@brummyfan2, why the sequential read and write of NVMe are less than 50% of the SATA? i'm a newbie.

joeralds
joeralds Member Posts: 3 New User
edited November 2023 in 2020 Archives
   

Best Answers

  • aphanic
    aphanic Member Posts: 959 Seasoned Specialist WiFi Icon
    edited August 2020 Answer ✓
    I don't know if mentions on the title work... maybe you should have called him in the body as well but I'll summon him for you, @brummyfan2.

    Although, regarding the data you show, I am fairly sure the answer has to do with 2 things:
    1. There are only 2 PCIe lanes wired to the M.2 slot in your machine, I don't know which one it is be seeing that secuencial reads and writes on the NVMe drive never get past the 2000MB/s mark it seems plausible. You can think that each lane gets you up to 1000 MB/s.
    2. RAPID is enabled for the SATA drive, there's no other way around it haha. RAPID is a mode in which part of the RAM is used as a cache for the disk, to speed things up. That 860 EVO being a SATA III drive would never get past 6 Gbps, ~768 MB/s without accounting for losses because those are the limits of that interface.
    I think the setting for RAPID was in "Performance Optimization" but I don't quite recall.
  • aphanic
    aphanic Member Posts: 959 Seasoned Specialist WiFi Icon
    Answer ✓
    joeralds said:
    @aphanic, thank you so much! so it's better to use the 860 EVO as system drive with RAPID mode on than NVMe? because NVMe does not support RAPID mode.

    Maybe... I have never seen myself in that situation haha, either I had machines that had no option for M.2 drives, or I had machines with M.2 drives and didn't need RAPID or wasn't supported because the drive I had installed wasn't Samsung branded.

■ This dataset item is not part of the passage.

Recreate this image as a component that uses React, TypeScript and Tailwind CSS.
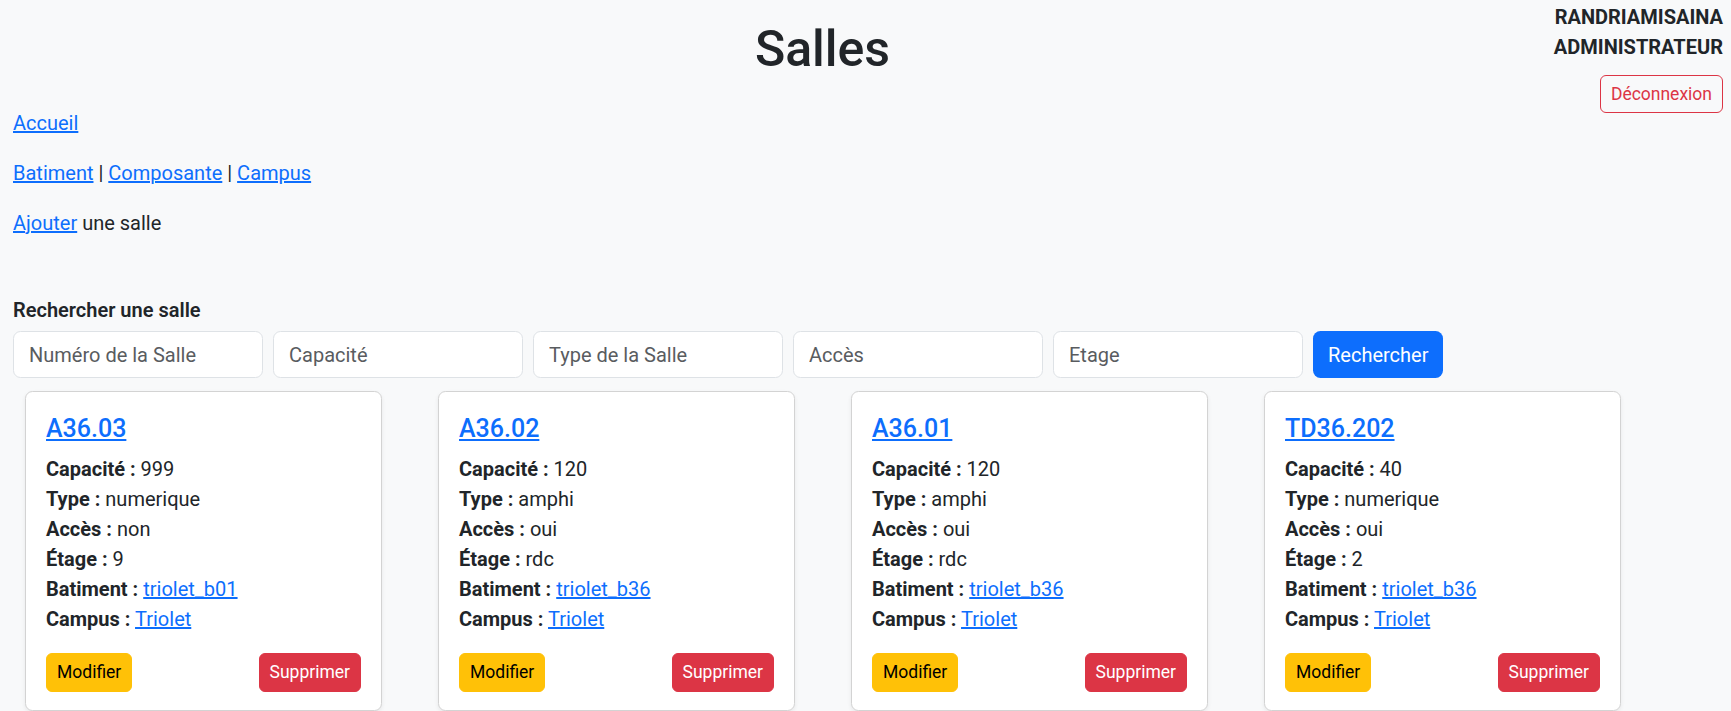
import React from "react";

type Salle = {
  numero: string;
  capacite: string;
  type: string;
  acces: string;
  etage: string;
  batiment: string;
  campus: string;
};

const salles: Salle[] = [
  { numero: "A36.03", capacite: "999", type: "numerique", acces: "non", etage: "9", batiment: "triolet_b01", campus: "Triolet" },
  { numero: "A36.02", capacite: "120", type: "amphi", acces: "oui", etage: "rdc", batiment: "triolet_b36", campus: "Triolet" },
  { numero: "A36.01", capacite: "120", type: "amphi", acces: "oui", etage: "rdc", batiment: "triolet_b36", campus: "Triolet" },
  { numero: "TD36.202", capacite: "40", type: "numerique", acces: "oui", etage: "2", batiment: "triolet_b36", campus: "Triolet" },
];

const searchFields = ["Numéro de la Salle", "Capacité", "Type de la Salle", "Accès", "Etage"];

function Link({ children }: { children: React.ReactNode }) {
  return <a href="#" className="text-[#0d6efd] underline">{children}</a>;
}

function SalleCard({ salle }: { salle: Salle }) {
  return (
    <div className="rounded-[7.5px] border border-[#d3d3d3] bg-white px-[20px] pt-[22px] pb-[18px] shadow-[0_2px_4px_rgba(0,0,0,0.075)]">
      <h5 className="mb-[10px] text-[25px] font-medium leading-[30px]">
        <Link>{salle.numero}</Link>
      </h5>
      <div>
        <div><b>Capacité :</b> {salle.capacite}</div>
        <div><b>Type :</b> {salle.type}</div>
        <div><b>Accès :</b> {salle.acces}</div>
        <div><b>Étage :</b> {salle.etage}</div>
        <div><b>Batiment :</b> <Link>{salle.batiment}</Link></div>
        <div><b>Campus :</b> <Link>{salle.campus}</Link></div>
      </div>
      <div className="mt-[19px] flex justify-between">
        <button className="rounded-[6px] border border-[#ffc107] bg-[#ffc107] px-[10px] py-[5px] text-[17.5px] leading-[27px] text-black">
          Modifier
        </button>
        <button className="rounded-[6px] border border-[#dc3545] bg-[#dc3545] px-[10px] py-[5px] text-[17.5px] leading-[27px] text-white">
          Supprimer
        </button>
      </div>
    </div>
  );
}

export default function App() {
  return (
    <div className="relative min-h-screen bg-[#f8f9fa] font-['Segoe_UI',Roboto,sans-serif] text-[20px] leading-[30px] text-[#212529]">
      {/* user block, top right */}
      <div className="absolute right-[8px] top-[2px] flex flex-col items-end">
        <span className="font-bold">RANDRIAMISAINA</span>
        <span className="font-bold">ADMINISTRATEUR</span>
        <button className="mt-[13px] rounded-[6px] border border-[#dc3545] px-[10px] py-[5px] text-[17.5px] leading-[26px] text-[#dc3545]">
          Déconnexion
        </button>
      </div>

      <h1 className="pt-[19px] pr-[86px] text-center text-[50px] font-medium leading-[60px]">Salles</h1>

      <div className="px-[13px] pt-[29px]">
        <p className="mb-[20px]"><Link>Accueil</Link></p>
        <p className="mb-[20px]">
          <Link>Batiment</Link> | <Link>Composante</Link> | <Link>Campus</Link>
        </p>
        <p className="mb-[57px]"><Link>Ajouter</Link> une salle</p>

        <label className="mb-[6px] block font-semibold">Rechercher une salle</label>
        <div className="flex gap-[10px]">
          {searchFields.map((f) => (
            <input
              key={f}
              placeholder={f}
              className="h-[47px] w-[250px] rounded-[7.5px] border border-[#dee2e6] bg-white px-[15px] text-[20px] placeholder:text-[#595c5f]"
            />
          ))}
          <button className="h-[47px] rounded-[7.5px] bg-[#0d6efd] px-[15px] text-white">Rechercher</button>
        </div>
      </div>

      <div className="mt-[13px] grid grid-cols-[repeat(4,357px)] gap-x-[56px] pl-[25px]">
        {salles.map((s) => (
          <SalleCard key={s.numero} salle={s} />
        ))}
      </div>
    </div>
  );
}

    I think I'll use the M.2 drive for the OS anyway though, those speeds are pretty good and the others depend on the size of the cache in RAM of which we know nothing or very little about. Maybe the test they're doing in that screen is just using so little data that it fits the cache and you see the SATA drive being faster, but think that when the cache is full or it needs to be flushed to disk those speeds will go down while the speeds you see in the M.2 drive are stable, they'd always be the same.

Answers

  • aphanic
    aphanic Member Posts: 959 Seasoned Specialist WiFi Icon
    edited August 2020 Answer ✓
    I don't know if mentions on the title work... maybe you should have called him in the body as well but I'll summon him for you, @brummyfan2.

    Although, regarding the data you show, I am fairly sure the answer has to do with 2 things:
    1. There are only 2 PCIe lanes wired to the M.2 slot in your machine, I don't know which one it is be seeing that secuencial reads and writes on the NVMe drive never get past the 2000MB/s mark it seems plausible. You can think that each lane gets you up to 1000 MB/s.
    2. RAPID is enabled for the SATA drive, there's no other way around it haha. RAPID is a mode in which part of the RAM is used as a cache for the disk, to speed things up. That 860 EVO being a SATA III drive would never get past 6 Gbps, ~768 MB/s without accounting for losses because those are the limits of that interface.
    I think the setting for RAPID was in "Performance Optimization" but I don't quite recall.
  • joeralds
    joeralds Member Posts: 3 New User
    @aphanic, thank you so much! so it's better to use the 860 EVO as system drive with RAPID mode on than NVMe? because NVMe does not support RAPID mode.
  • aphanic
    aphanic Member Posts: 959 Seasoned Specialist WiFi Icon
    Answer ✓
    joeralds said:
    @aphanic, thank you so much! so it's better to use the 860 EVO as system drive with RAPID mode on than NVMe? because NVMe does not support RAPID mode.

    Maybe... I have never seen myself in that situation haha, either I had machines that had no option for M.2 drives, or I had machines with M.2 drives and didn't need RAPID or wasn't supported because the drive I had installed wasn't Samsung branded.

    I think I'll use the M.2 drive for the OS anyway though, those speeds are pretty good and the others depend on the size of the cache in RAM of which we know nothing or very little about. Maybe the test they're doing in that screen is just using so little data that it fits the cache and you see the SATA drive being faster, but think that when the cache is full or it needs to be flushed to disk those speeds will go down while the speeds you see in the M.2 drive are stable, they'd always be the same.
  • joeralds
    joeralds Member Posts: 3 New User
    @aphanic, thank you so much. so i will stick to M.2 as OS drive.